A system serves no purpose unless it can be used to convince the stakeholders of its importance. The stage at which insight is usually provided to stakeholders as to what you plan to build arrives soon after the requirement phase and the strawman phase is over.

A quick note on strawman: a strawman is a concept during the requirement clarification phase where the stakeholder and the system builder sit together, brainstorm on the requirements provided, and try to clarify any things that may not have been explicitly captured in the requirement documents (also referred to as PRD, or the Product Requirements Document). During this phase, the system architect or designer produces rough sketches that resemble the system the stakeholder may want. Once the strawman phase is over, the drawings and scribblings feed into defining the reference architecture of the system.

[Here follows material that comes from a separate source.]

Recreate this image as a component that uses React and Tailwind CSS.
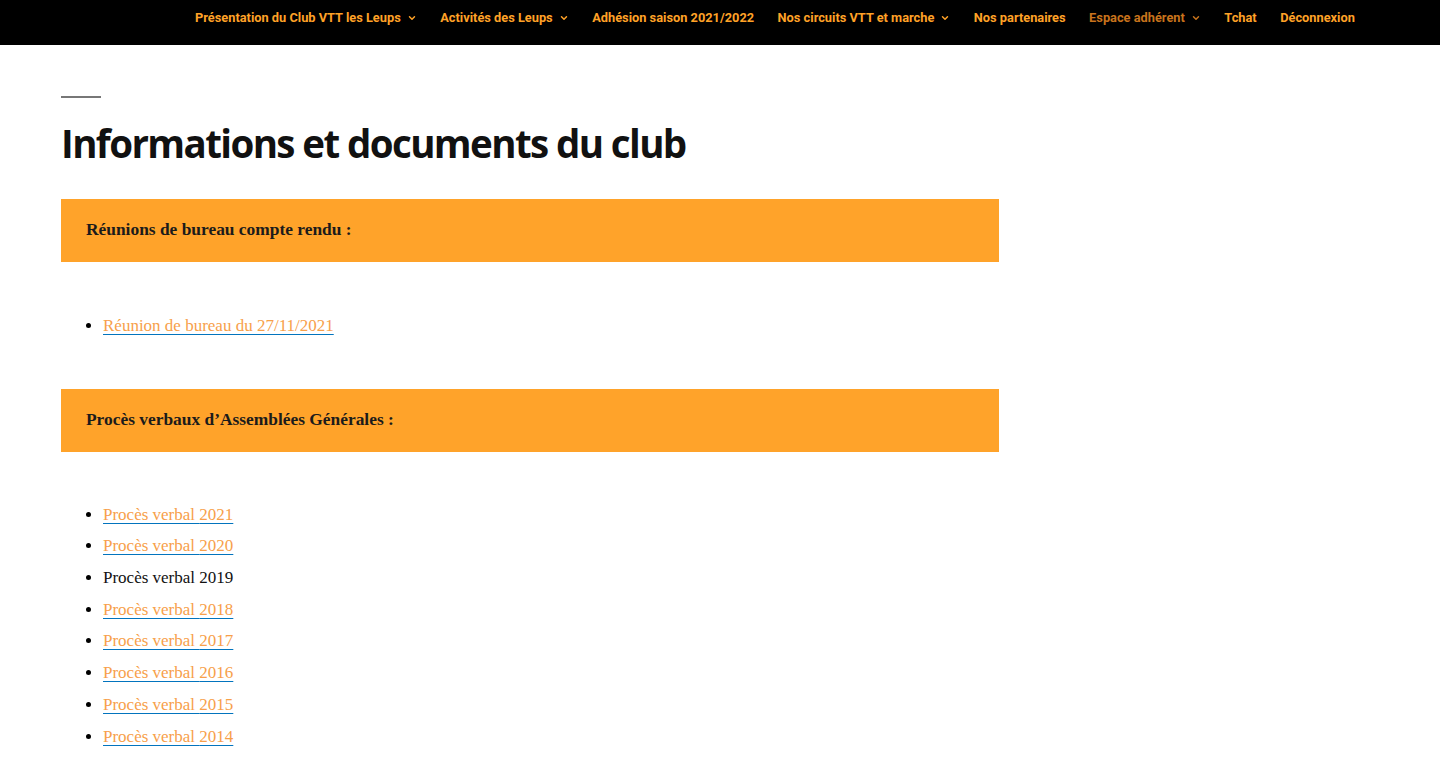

The following diagram shows you the business view of a data-intensive reference architecture:

Let's dig a bit deeper into this reference architecture.

If you remember from a Chapter 1, Exploring the Data Ecosystem, the reasoning behind building a data-intensive architecture is so that we could support a variety of use cases, all of which revolve around data.

Looking at the preceding diagram, you will notice that it lists these varieties or categories of use cases:

  • Machine learning use cases
  • Data enrichment use cases
  • Simple extract, transform, and load (ETL) use cases
  • Real-time querying use cases
  • Near real-time use cases
  • Analytic or BI-related use cases

Let's briefly look at one such example use case for at least some of the preceding categories. This will help you to relate to the architecture better and, at the same time, provide you with some insight into what part of the architecture is important for your specific use case. But before we start identifying real-life use cases, I want to make one thing clear. It is not important (in fact, it is not advisable) for you to build an entire stack defined in the architecture before you can utilize it. In fact, it is not wise to build an entire stack in one go. Instead, it should be an iterative process. Put a piece of the architecture in place, then validate it with your use case, and, once you have validated one piece, move to incorporating the next one. For example, in the preceding architecture, you can decide to put a big data platform piece in place without thinking of things such as what in-memory database you should use or how your machine learning process should be designed.